3. WHAT I’M CHEWING ON: Do you love the game or the process?

I posted about this recently, but I keep coming back to something JJ Redick and LeBron James said about what it really means to love the game.

Redick put it this way: "You hear guys all the time: 'I just wanna play. I just wanna play.' Okay. Do you wanna do all the things that are necessary that lead up to playing the actual game?"

LeBron's response was even more direct: "The guys that say 'I just wanna play' - their career won't be long. 'Cause they're not gonna put in all the other intricate parts of what it takes to get to that point. It's not gonna last that long."
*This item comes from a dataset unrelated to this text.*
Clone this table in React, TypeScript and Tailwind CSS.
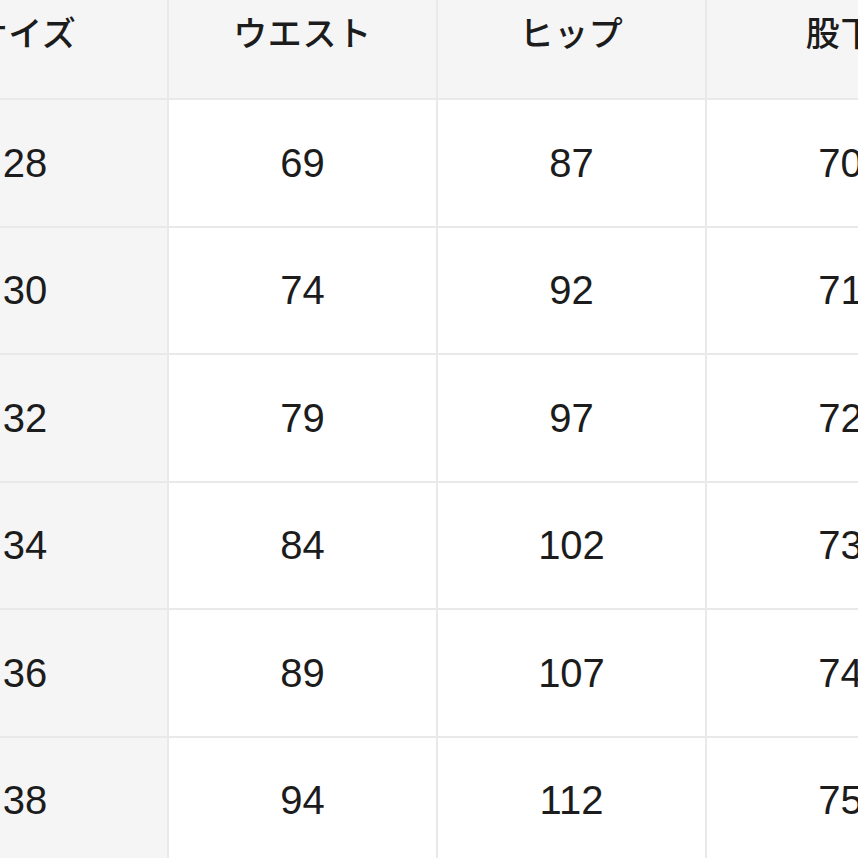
const columns = ['サイズ', 'ウエスト', 'ヒップ', '股下'];

const rows = [
  ['28', '69', '87', '70'],
  ['30', '74', '92', '71'],
  ['32', '79', '97', '72'],
  ['34', '84', '102', '73'],
  ['36', '89', '107', '74'],
  ['38', '94', '112', '75'],
];

export default function App() {
  return (
    <div
      className="h-[858px] w-[858px] overflow-hidden bg-white text-[#1c1c1c]"
      style={{ fontFamily: '"Liberation Sans", "Noto Sans CJK JP", sans-serif' }}
    >
      {/* size table, cropped like the photo */}
      <div className="-ml-[117px] -mt-[29px] grid w-max grid-cols-[284px_267px_267px_267px] gap-[2px] bg-[#e9e9e9]">
        {columns.map((c) => (
          <div
            key={c}
            className="flex h-[127px] items-center justify-center bg-[#f5f5f5] text-[34px] font-medium tracking-[0.02em]"
          >
            {c}
          </div>
        ))}

        {rows.map((r) =>
          r.map((v, i) => (
            <div
              key={r[0] + '-' + i}
              className={
                'flex h-[125.5px] items-center justify-center text-[40px] ' +
                (i === 0 ? 'bg-[#f5f5f5]' : 'bg-white')
              }
            >
              {v}
            </div>
          ))
        )}
      </div>
    </div>
  );
}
There's a difference between loving the game and loving the process. Everyone loves the outcome. Everyone wants to play under the lights. But very few people are willing to do what it takes consistently…the early mornings, the film sessions, the treatment, the conditioning, the repetitions when no one's watching.

That's what separates people who last from people who flame out. The discipline when no one's watching. The willingness to embrace the boring, unglamorous parts that make the exciting moments possible.

I think about this beyond sports. How many people say they want to build something - a business, a career, a craft - but don't actually love the process of building it? They love the idea of having built it. That's not the same thing.

Loving the game is easy. Loving the process is rare. You only last if you love everything it takes to compete.